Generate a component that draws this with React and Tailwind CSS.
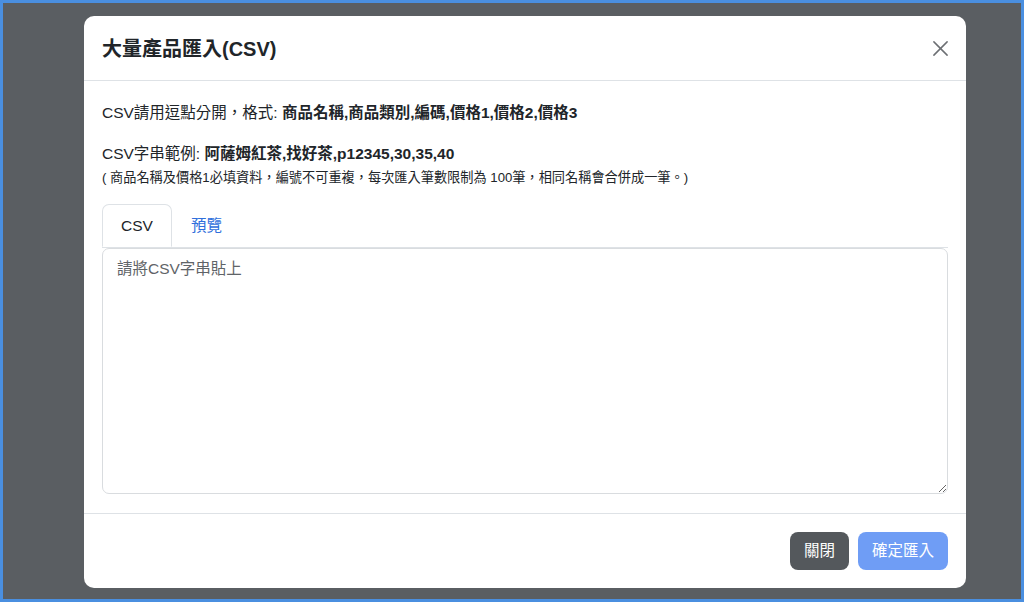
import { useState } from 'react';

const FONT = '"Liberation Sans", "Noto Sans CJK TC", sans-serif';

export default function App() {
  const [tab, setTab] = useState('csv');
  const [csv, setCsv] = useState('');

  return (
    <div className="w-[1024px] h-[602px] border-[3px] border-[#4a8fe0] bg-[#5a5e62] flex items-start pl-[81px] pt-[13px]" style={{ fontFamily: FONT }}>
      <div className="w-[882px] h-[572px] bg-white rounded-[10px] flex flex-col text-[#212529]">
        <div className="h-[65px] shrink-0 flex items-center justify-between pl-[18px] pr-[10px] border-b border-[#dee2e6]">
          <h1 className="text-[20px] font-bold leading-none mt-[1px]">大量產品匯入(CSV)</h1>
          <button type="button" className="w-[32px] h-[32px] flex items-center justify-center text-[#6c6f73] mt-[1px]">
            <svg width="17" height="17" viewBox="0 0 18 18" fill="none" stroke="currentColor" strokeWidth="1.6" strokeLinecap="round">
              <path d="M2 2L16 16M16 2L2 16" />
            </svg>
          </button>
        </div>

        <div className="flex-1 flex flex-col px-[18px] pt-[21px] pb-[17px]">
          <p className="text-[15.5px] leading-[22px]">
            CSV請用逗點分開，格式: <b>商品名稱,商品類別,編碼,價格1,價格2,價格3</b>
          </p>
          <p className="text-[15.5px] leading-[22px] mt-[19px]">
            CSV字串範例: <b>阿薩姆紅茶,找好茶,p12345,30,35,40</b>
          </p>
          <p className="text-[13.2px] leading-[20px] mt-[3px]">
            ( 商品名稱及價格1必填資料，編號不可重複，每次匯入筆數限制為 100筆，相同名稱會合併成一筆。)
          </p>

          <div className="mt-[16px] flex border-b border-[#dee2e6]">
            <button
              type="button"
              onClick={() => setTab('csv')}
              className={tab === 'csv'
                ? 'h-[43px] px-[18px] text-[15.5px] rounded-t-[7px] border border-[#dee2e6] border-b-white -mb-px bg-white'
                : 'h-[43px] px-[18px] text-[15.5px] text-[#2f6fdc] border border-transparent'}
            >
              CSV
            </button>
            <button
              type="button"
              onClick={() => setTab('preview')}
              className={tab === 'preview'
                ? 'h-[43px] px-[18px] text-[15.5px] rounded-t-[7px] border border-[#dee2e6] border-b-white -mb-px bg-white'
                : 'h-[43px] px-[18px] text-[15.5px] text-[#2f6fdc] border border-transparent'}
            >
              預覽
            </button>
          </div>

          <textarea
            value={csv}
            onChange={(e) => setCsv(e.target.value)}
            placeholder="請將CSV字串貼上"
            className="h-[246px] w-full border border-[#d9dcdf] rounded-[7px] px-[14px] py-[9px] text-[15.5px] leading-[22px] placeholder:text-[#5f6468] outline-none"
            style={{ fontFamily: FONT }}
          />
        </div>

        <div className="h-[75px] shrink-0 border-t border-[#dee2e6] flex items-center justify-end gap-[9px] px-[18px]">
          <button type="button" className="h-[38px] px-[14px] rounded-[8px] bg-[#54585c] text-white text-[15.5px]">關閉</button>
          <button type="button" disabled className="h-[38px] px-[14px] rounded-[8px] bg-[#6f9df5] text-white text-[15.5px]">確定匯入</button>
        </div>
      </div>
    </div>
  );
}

Aim of the exercise: Please take the lines from the beginning of the data above through the line holding "const [csv, setCsv] = useState('');" and transcribe them exactly, without any pictures.

Solution to this exercise:
Generate a component that draws this with React and Tailwind CSS.
import { useState } from 'react';

const FONT = '"Liberation Sans", "Noto Sans CJK TC", sans-serif';

export default function App() {
  const [tab, setTab] = useState('csv');
  const [csv, setCsv] = useState('');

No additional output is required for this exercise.